Short problem:
Set down the material below word for word, excluding the pictures.

Data provided:
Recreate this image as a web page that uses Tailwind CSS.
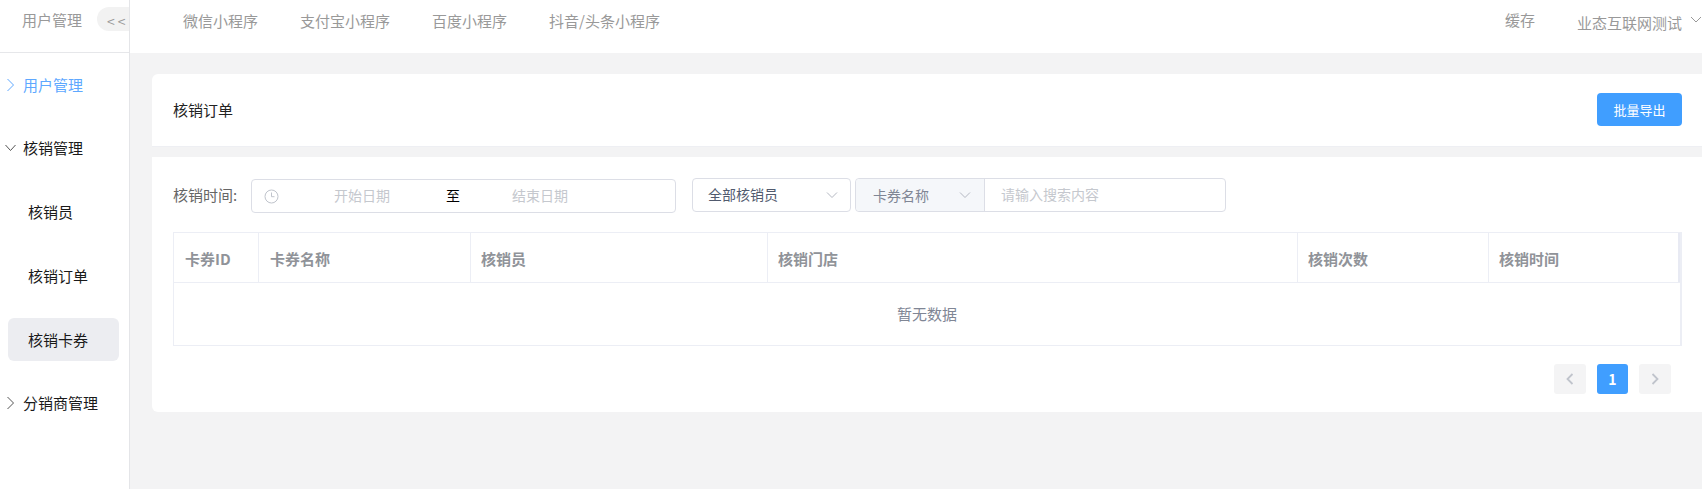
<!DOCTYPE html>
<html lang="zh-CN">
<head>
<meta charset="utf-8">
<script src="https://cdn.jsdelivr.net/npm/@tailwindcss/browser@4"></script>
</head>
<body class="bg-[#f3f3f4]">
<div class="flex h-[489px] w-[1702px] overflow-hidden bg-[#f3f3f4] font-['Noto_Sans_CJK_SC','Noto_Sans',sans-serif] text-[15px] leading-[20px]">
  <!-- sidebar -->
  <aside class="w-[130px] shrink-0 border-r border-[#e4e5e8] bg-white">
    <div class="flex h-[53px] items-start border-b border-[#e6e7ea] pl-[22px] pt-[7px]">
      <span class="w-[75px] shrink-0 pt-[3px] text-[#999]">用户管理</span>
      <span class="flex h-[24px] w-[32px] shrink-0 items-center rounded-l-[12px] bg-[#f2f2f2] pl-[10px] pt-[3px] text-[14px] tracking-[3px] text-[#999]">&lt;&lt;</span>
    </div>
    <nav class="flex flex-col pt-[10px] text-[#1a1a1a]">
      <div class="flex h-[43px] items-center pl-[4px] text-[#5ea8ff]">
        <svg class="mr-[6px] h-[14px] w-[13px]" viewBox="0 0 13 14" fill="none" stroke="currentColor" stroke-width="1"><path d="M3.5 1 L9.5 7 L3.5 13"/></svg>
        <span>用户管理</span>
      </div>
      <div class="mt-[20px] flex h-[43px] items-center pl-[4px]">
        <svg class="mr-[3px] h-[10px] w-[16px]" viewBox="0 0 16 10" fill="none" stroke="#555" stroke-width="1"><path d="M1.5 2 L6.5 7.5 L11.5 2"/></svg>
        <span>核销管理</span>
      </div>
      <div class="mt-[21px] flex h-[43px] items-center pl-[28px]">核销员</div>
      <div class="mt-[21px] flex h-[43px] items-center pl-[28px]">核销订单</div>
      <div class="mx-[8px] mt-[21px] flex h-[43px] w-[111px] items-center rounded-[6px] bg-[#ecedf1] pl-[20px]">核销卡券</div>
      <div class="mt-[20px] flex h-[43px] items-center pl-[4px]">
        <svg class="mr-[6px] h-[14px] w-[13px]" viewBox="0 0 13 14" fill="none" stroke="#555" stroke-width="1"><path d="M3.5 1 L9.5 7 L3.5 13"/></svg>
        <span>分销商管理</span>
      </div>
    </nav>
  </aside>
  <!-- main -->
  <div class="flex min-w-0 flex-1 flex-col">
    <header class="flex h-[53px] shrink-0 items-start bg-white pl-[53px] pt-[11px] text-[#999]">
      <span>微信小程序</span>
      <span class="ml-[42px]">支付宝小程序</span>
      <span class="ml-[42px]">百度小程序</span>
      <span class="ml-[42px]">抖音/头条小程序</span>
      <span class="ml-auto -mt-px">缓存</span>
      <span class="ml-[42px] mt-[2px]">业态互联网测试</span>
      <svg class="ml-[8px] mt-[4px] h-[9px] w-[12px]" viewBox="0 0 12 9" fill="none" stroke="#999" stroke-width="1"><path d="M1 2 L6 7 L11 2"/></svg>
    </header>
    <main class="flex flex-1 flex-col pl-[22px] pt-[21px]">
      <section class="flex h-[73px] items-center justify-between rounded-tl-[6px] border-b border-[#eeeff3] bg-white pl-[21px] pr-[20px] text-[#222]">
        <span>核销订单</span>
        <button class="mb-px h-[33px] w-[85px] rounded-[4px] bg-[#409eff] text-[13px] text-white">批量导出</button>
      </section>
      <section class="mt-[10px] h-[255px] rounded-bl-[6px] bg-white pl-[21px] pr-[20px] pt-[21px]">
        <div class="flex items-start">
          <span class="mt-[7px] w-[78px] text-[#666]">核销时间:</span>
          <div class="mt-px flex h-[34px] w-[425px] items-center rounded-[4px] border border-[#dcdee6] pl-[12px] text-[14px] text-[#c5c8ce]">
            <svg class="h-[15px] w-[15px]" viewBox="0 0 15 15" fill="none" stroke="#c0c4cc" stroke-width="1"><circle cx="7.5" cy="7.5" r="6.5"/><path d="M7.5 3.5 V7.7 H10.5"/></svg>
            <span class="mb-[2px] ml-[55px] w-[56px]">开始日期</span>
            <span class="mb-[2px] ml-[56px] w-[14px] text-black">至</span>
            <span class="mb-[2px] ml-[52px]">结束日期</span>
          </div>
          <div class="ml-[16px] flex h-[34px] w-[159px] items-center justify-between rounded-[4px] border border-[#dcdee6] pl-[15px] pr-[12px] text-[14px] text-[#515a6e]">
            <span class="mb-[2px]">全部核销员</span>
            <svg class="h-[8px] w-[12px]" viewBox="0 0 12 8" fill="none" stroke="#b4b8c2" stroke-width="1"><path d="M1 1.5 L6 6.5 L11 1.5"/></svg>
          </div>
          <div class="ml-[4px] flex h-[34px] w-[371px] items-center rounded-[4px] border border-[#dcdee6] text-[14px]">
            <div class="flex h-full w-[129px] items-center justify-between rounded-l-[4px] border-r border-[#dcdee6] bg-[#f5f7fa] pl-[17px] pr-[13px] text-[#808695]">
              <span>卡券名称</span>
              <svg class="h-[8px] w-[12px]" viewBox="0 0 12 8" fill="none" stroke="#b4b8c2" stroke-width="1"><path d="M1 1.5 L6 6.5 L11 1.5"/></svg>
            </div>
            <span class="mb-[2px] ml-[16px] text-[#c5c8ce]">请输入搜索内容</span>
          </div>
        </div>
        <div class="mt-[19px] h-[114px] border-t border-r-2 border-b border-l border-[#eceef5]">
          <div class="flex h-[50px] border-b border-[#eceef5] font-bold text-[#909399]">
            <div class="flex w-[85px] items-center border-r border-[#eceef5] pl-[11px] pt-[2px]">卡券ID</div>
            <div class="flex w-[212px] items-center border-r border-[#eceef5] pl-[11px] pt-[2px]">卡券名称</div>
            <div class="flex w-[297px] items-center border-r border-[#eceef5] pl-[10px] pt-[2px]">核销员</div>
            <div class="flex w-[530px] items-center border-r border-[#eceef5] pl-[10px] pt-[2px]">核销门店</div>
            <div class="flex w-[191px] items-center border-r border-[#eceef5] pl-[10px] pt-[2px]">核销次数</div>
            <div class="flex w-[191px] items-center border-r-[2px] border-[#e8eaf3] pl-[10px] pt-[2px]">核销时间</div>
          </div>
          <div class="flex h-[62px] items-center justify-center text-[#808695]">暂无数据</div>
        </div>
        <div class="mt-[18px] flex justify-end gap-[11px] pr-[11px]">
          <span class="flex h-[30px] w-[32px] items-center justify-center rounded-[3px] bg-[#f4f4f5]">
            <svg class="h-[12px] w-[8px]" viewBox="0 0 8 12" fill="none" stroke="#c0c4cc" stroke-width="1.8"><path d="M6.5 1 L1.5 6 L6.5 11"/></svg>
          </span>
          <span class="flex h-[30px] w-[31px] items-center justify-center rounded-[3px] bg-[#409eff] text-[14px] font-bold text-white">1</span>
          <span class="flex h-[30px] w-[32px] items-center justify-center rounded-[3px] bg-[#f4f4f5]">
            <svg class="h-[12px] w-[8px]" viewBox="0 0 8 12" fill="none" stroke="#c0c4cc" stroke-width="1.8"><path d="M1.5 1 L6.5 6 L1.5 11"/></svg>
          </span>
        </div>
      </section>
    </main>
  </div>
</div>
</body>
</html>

Written reply:
Recreate this image as a web page that uses Tailwind CSS.
<!DOCTYPE html>
<html lang="zh-CN">
<head>
<meta charset="utf-8">
<script src="https://cdn.jsdelivr.net/npm/@tailwindcss/browser@4"></script>
</head>
<body class="bg-[#f3f3f4]">
<div class="flex h-[489px] w-[1702px] overflow-hidden bg-[#f3f3f4] font-['Noto_Sans_CJK_SC','Noto_Sans',sans-serif] text-[15px] leading-[20px]">
  <!-- sidebar -->
  <aside class="w-[130px] shrink-0 border-r border-[#e4e5e8] bg-white">
    <div class="flex h-[53px] items-start border-b border-[#e6e7ea] pl-[22px] pt-[7px]">
      <span class="w-[75px] shrink-0 pt-[3px] text-[#999]">用户管理</span>
      <span class="flex h-[24px] w-[32px] shrink-0 items-center rounded-l-[12px] bg-[#f2f2f2] pl-[10px] pt-[3px] text-[14px] tracking-[3px] text-[#999]">&lt;&lt;</span>
    </div>
    <nav class="flex flex-col pt-[10px] text-[#1a1a1a]">
      <div class="flex h-[43px] items-center pl-[4px] text-[#5ea8ff]">
        <svg class="mr-[6px] h-[14px] w-[13px]" viewBox="0 0 13 14" fill="none" stroke="currentColor" stroke-width="1"><path d="M3.5 1 L9.5 7 L3.5 13"/></svg>
        <span>用户管理</span>
      </div>
      <div class="mt-[20px] flex h-[43px] items-center pl-[4px]">
        <svg class="mr-[3px] h-[10px] w-[16px]" viewBox="0 0 16 10" fill="none" stroke="#555" stroke-width="1"><path d="M1.5 2 L6.5 7.5 L11.5 2"/></svg>
        <span>核销管理</span>
      </div>
      <div class="mt-[21px] flex h-[43px] items-center pl-[28px]">核销员</div>
      <div class="mt-[21px] flex h-[43px] items-center pl-[28px]">核销订单</div>
      <div class="mx-[8px] mt-[21px] flex h-[43px] w-[111px] items-center rounded-[6px] bg-[#ecedf1] pl-[20px]">核销卡券</div>
      <div class="mt-[20px] flex h-[43px] items-center pl-[4px]">
        <svg class="mr-[6px] h-[14px] w-[13px]" viewBox="0 0 13 14" fill="none" stroke="#555" stroke-width="1"><path d="M3.5 1 L9.5 7 L3.5 13"/></svg>
        <span>分销商管理</span>
      </div>
    </nav>
  </aside>
  <!-- main -->
  <div class="flex min-w-0 flex-1 flex-col">
    <header class="flex h-[53px] shrink-0 items-start bg-white pl-[53px] pt-[11px] text-[#999]">
      <span>微信小程序</span>
      <span class="ml-[42px]">支付宝小程序</span>
      <span class="ml-[42px]">百度小程序</span>
      <span class="ml-[42px]">抖音/头条小程序</span>
      <span class="ml-auto -mt-px">缓存</span>
      <span class="ml-[42px] mt-[2px]">业态互联网测试</span>
      <svg class="ml-[8px] mt-[4px] h-[9px] w-[12px]" viewBox="0 0 12 9" fill="none" stroke="#999" stroke-width="1"><path d="M1 2 L6 7 L11 2"/></svg>
    </header>
    <main class="flex flex-1 flex-col pl-[22px] pt-[21px]">
      <section class="flex h-[73px] items-center justify-between rounded-tl-[6px] border-b border-[#eeeff3] bg-white pl-[21px] pr-[20px] text-[#222]">
        <span>核销订单</span>
        <button class="mb-px h-[33px] w-[85px] rounded-[4px] bg-[#409eff] text-[13px] text-white">批量导出</button>
      </section>
      <section class="mt-[10px] h-[255px] rounded-bl-[6px] bg-white pl-[21px] pr-[20px] pt-[21px]">
        <div class="flex items-start">
          <span class="mt-[7px] w-[78px] text-[#666]">核销时间:</span>
          <div class="mt-px flex h-[34px] w-[425px] items-center rounded-[4px] border border-[#dcdee6] pl-[12px] text-[14px] text-[#c5c8ce]">
            <svg class="h-[15px] w-[15px]" viewBox="0 0 15 15" fill="none" stroke="#c0c4cc" stroke-width="1"><circle cx="7.5" cy="7.5" r="6.5"/><path d="M7.5 3.5 V7.7 H10.5"/></svg>
            <span class="mb-[2px] ml-[55px] w-[56px]">开始日期</span>
            <span class="mb-[2px] ml-[56px] w-[14px] text-black">至</span>
            <span class="mb-[2px] ml-[52px]">结束日期</span>
          </div>
          <div class="ml-[16px] flex h-[34px] w-[159px] items-center justify-between rounded-[4px] border border-[#dcdee6] pl-[15px] pr-[12px] text-[14px] text-[#515a6e]">
            <span class="mb-[2px]">全部核销员</span>
            <svg class="h-[8px] w-[12px]" viewBox="0 0 12 8" fill="none" stroke="#b4b8c2" stroke-width="1"><path d="M1 1.5 L6 6.5 L11 1.5"/></svg>
          </div>
          <div class="ml-[4px] flex h-[34px] w-[371px] items-center rounded-[4px] border border-[#dcdee6] text-[14px]">
            <div class="flex h-full w-[129px] items-center justify-between rounded-l-[4px] border-r border-[#dcdee6] bg-[#f5f7fa] pl-[17px] pr-[13px] text-[#808695]">
              <span>卡券名称</span>
              <svg class="h-[8px] w-[12px]" viewBox="0 0 12 8" fill="none" stroke="#b4b8c2" stroke-width="1"><path d="M1 1.5 L6 6.5 L11 1.5"/></svg>
            </div>
            <span class="mb-[2px] ml-[16px] text-[#c5c8ce]">请输入搜索内容</span>
          </div>
        </div>
        <div class="mt-[19px] h-[114px] border-t border-r-2 border-b border-l border-[#eceef5]">
          <div class="flex h-[50px] border-b border-[#eceef5] font-bold text-[#909399]">
            <div class="flex w-[85px] items-center border-r border-[#eceef5] pl-[11px] pt-[2px]">卡券ID</div>
            <div class="flex w-[212px] items-center border-r border-[#eceef5] pl-[11px] pt-[2px]">卡券名称</div>
            <div class="flex w-[297px] items-center border-r border-[#eceef5] pl-[10px] pt-[2px]">核销员</div>
            <div class="flex w-[530px] items-center border-r border-[#eceef5] pl-[10px] pt-[2px]">核销门店</div>
            <div class="flex w-[191px] items-center border-r border-[#eceef5] pl-[10px] pt-[2px]">核销次数</div>
            <div class="flex w-[191px] items-center border-r-[2px] border-[#e8eaf3] pl-[10px] pt-[2px]">核销时间</div>
          </div>
          <div class="flex h-[62px] items-center justify-center text-[#808695]">暂无数据</div>
        </div>
        <div class="mt-[18px] flex justify-end gap-[11px] pr-[11px]">
          <span class="flex h-[30px] w-[32px] items-center justify-center rounded-[3px] bg-[#f4f4f5]">
            <svg class="h-[12px] w-[8px]" viewBox="0 0 8 12" fill="none" stroke="#c0c4cc" stroke-width="1.8"><path d="M6.5 1 L1.5 6 L6.5 11"/></svg>
          </span>
          <span class="flex h-[30px] w-[31px] items-center justify-center rounded-[3px] bg-[#409eff] text-[14px] font-bold text-white">1</span>
          <span class="flex h-[30px] w-[32px] items-center justify-center rounded-[3px] bg-[#f4f4f5]">
            <svg class="h-[12px] w-[8px]" viewBox="0 0 8 12" fill="none" stroke="#c0c4cc" stroke-width="1.8"><path d="M1.5 1 L6.5 6 L1.5 11"/></svg>
          </span>
        </div>
      </section>
    </main>
  </div>
</div>
</body>
</html>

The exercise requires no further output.